I hadn’t done anything crazy the night before. And I certainly don’t remember going to bed with it. But to my confusion, I woke up with it the next morning – a blocked ear that has been making me so insane, I started to wonder if maybe that’s really why van Gogh rid himself of this appendage. I feel ya, Vince. This shit is not cool.
I didn’t worry too much at the beginning: it would surely unblock itself in a few days, I told myself. I could hear well enough with the right one. How bad could it be? Elton John answered the question. In an attempt to ignore the pain the blockage was causing, I cued up Goodbye Yellow Brick Road (that album is amazing; don’t judge me). It sounded completely distorted, as though the instruments were out of tune. It was pretty freaky.
I tried calling a friend to explain the situation but the sound of my own voice was grating. Was I being broadcast by transistor radio?
And so, as is the case with many people when they are ill, I tried home remedies and soliciting medical advice from friends and family. None of them worked, so I thought I’d talk to Google about it. It went as you’d expect:
Erica: I have a blocked ear. Everything is ringing. This hurts! Help!
Google: Okay, let’s check that out for you.
Erica: Thanks.
Google: That’s either an infection, wax, or a tumour.
Erica: Wait! What? What’s that last part?
Google: Oh, yeah, sorry. We don’t have more information about that. But check out this cool design we put on our main page. FUN, right?
Erica: I hate you.
Search engine terror aside, this nuisance actually came at a good time.

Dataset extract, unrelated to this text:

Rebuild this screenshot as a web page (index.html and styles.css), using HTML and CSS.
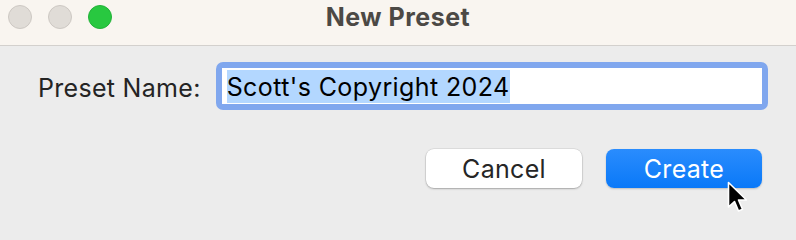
FILE: index.html
```html
<!DOCTYPE html>
<html>
<head>
<meta charset="utf-8">
<link rel="stylesheet" href="styles.css">
</head>
<body>
<div class="window">
  <div class="titlebar">
    <div class="lights">
      <span class="light gray"></span>
      <span class="light gray"></span>
      <span class="light green"></span>
    </div>
    <div class="title">New Preset</div>
  </div>
  <div class="content">
    <div class="row">
      <label class="label">Preset Name:</label>
      <div class="field">
        <div class="field-inner"><span class="sel">Scott's Copyright 2024</span></div>
      </div>
    </div>
    <div class="buttons">
      <button class="btn cancel">Cancel</button>
      <button class="btn create">Create</button>
    </div>
  </div>
  <svg class="cursor" width="22" height="34" viewBox="0 0 22 34">
    <path d="M1.5 1.5 L1.5 26 L7.5 20.5 L11.5 30 L15.5 28.3 L11.5 19 L19.5 19 Z" fill="#000" stroke="#fff" stroke-width="1.6" stroke-linejoin="round"/>
  </svg>
</div>
</body>
</html>
```
FILE: styles.css
```css
html, body {
  margin: 0;
  padding: 0;
}
body {
  width: 796px;
  height: 216px;
  overflow: hidden;
  background: #ececec;
  font-family: Inter, "Liberation Sans", sans-serif;
}
.window {
  position: relative;
  width: 796px;
  height: 216px;
}
.titlebar {
  position: relative;
  height: 45px;
  background: #f9f5f0;
  border-bottom: 1px solid #d3d0cd;
  display: flex;
  align-items: center;
  justify-content: center;
}
.lights {
  position: absolute;
  left: 8px;
  top: 5px;
  display: flex;
  gap: 16px;
}
.light {
  width: 24px;
  height: 24px;
  border-radius: 50%;
  box-sizing: border-box;
}
.light.gray {
  background: #e0dcd7;
  border: 1px solid #cdc8c3;
}
.light.green {
  background: #28c840;
  border: 1px solid #22b238;
}
.title {
  font-weight: 700;
  font-size: 25px;
  letter-spacing: 0.5px;
  color: #4c4945;
  margin-top: -12px;
}
.content {
  padding: 16px 28px 0 38px;
}
.row {
  display: flex;
  align-items: center;
  gap: 15px;
}
.label {
  font-size: 25px;
  letter-spacing: 0.3px;
  color: #242424;
  padding-top: 4px;
}
.field {
  flex: 1;
  background: #80a7ee;
  border-radius: 7px;
  padding: 6px;
  height: 36px;
}
.field-inner {
  background: #fff;
  height: 36px;
  box-sizing: border-box;
  padding: 2px 5px 1px;
}
.sel {
  display: inline-block;
  background: #b3d7ff;
  font-size: 25px;
  letter-spacing: 0.4px;
  line-height: 33px;
  padding-top: 1px;
  height: 33px;
  box-sizing: border-box;
  color: #000;
}
.buttons {
  display: flex;
  justify-content: flex-end;
  gap: 24px;
  margin-top: 39px;
  margin-right: 6px;
}
.btn {
  width: 156px;
  height: 39px;
  border-radius: 8px;
  font-family: inherit;
  font-size: 25px;
  letter-spacing: 0.3px;
  border: none;
  padding: 0;
}
.cancel {
  background: #fff;
  color: #262626;
  box-shadow: 0 0 0 0.5px rgba(0,0,0,0.12), 0 1px 2px rgba(0,0,0,0.25);
}
.create {
  background: linear-gradient(#2a8cfd, #0a79f8);
  color: #fff;
  box-shadow: 0 1px 2px rgba(0,0,0,0.2);
}
.cursor {
  position: absolute;
  left: 727px;
  top: 181px;
}
```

First, there’s the fact that horror movie music has been a lot creepier since, to my ears, it sounded like it was being played off a warped record –very Halloween-y. More importantly though, it reminded me of an injury I sustained a few years ago– a disc herniation. It was awful. This ear problem in no way compares with the neck pain I endured during that time. The one thing they do have in common is invisibility; you wouldn’t be able to tell I was hurting just by looking at me. Unless I was wearing my neck brace post-injury, you wouldn’t know anything was wrong, though the pain was so bad I often cried privately because of it.
That experience and this more recent one taught me that there’s really no way to tell what kind of pain the people we commute with, work with, barely know, or know very well, are actually living with. It was a reminder to be nicer when I can, to give others the benefit of the doubt and to try to make compassion a habit, because really, there’s no way for me to truly gauge how other people are feeling.
It was also a gentle reminder to show some gratitude. While waiting at a walk-in clinic, my thoughts turned towards someone I know who is living with MS. I thought about how have to deal with its complications every day, about how there’s currently no cure. I thought about their brave family who has watched them deteriorate over the years. I thought about how ridiculous it was that I was so worried about my ear when for this person, getting out of bed every morning is a struggle. I took a moment to send some good thoughts their way.
I often waver between extreme guilt regarding the mountains of privilege I benefit from daily and wanting everything to be better, faster, more, as though this is the sign of a life well-lived. Ear Blockage 2013 was just what I needed to remind me to be grateful for every minuscule thing I don’t take the time to notice. Maybe gratitude, irrespective of circumstances, is a more accurate sign.
Holla back if you’re feelin’ me. Or not. I’m not sure I’d hear you anyway.